MusicEd
 




 

LEA Awards 2008 title

(In association with the Music Education Council,
the PRS Foundation and Jazz Services)

 

Major Trophy

Hampshire

The Music Service underwent a major programme of expansion and re-structuring around three geographical areas, and, most significantly, Service staff now perform in both instrumental and curriculum roles and do so within and outwith Wider Opportunities’ settings. The perennial problem of summarising submissions of this high quality is deciding what to leave out.

Young male violinist

We shall start with the Service’s own chosen example of a specific project which demonstrated the new direction and purpose of the Service and therefore fulfilled the Service’s policy and practice criteria of “Coherence, Inclusion and Learning for All”. “Step into the Picture” took place in March 2008 and was a major collaborative event for one area, centred on the growing relationship between the Music Service and the University of Winchester. It involved a partnership with the professional musicians of Southern Sinfonia, a notable composer, a community gospel choir, singers from local primary schools and the local area choir. The catalyst was an innovative composition with music based on a series of paintings by a local artist detailing the life of Christ. The musical response was through orchestral, vocal and improvisational elements: a multi-media performance involving the audience in dynamic and dramatic ways. Coherence was seen in the way that all aspects of the Service’s provision were brought together. Inclusion in the way that a special school provided dance material, and the age range of the performers was from seven years old right through to adult. Learning for all was seen in the innovative and groundbreaking nature of the production itself, the fact that all the participants were musical and artistic learners in the project.

Young wind players

And then there were some admirable features of the Wider Opportunities (known locally as “Listen2Me”) provision, such as over 6,000 pupils having experience of playing three different instruments (from a choice of eleven!) over the year; and the thoughtful ways in which Wider Opportunities were integrated within the primary school music curriculum, with the result that “Listen2Me” was not an added on extra but normal musical learning with a very clear emphasis on an instrument.

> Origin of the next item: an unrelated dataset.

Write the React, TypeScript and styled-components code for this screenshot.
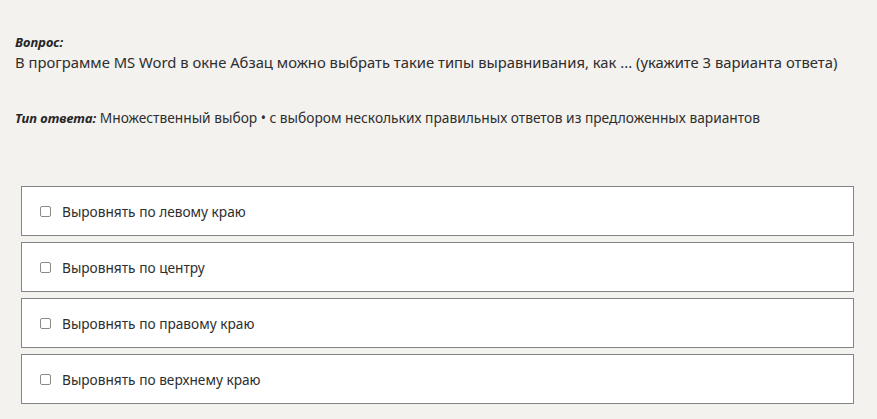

The Service’s three ways of working with professional musicians represented, for us, a model of good practice: first, as part of conference and course provision; secondly, as part of the world musics programme and thirdly, through specific projects which contributed to continuing programmes.

It has to be a given that to provide high quality music education, there has to be matching high quality INSET and CPD. There is that in abundance in Hampshire.

Young female violinist

In 2004, we found the range and quality of provision in Hampshire to be quite superb. We still do!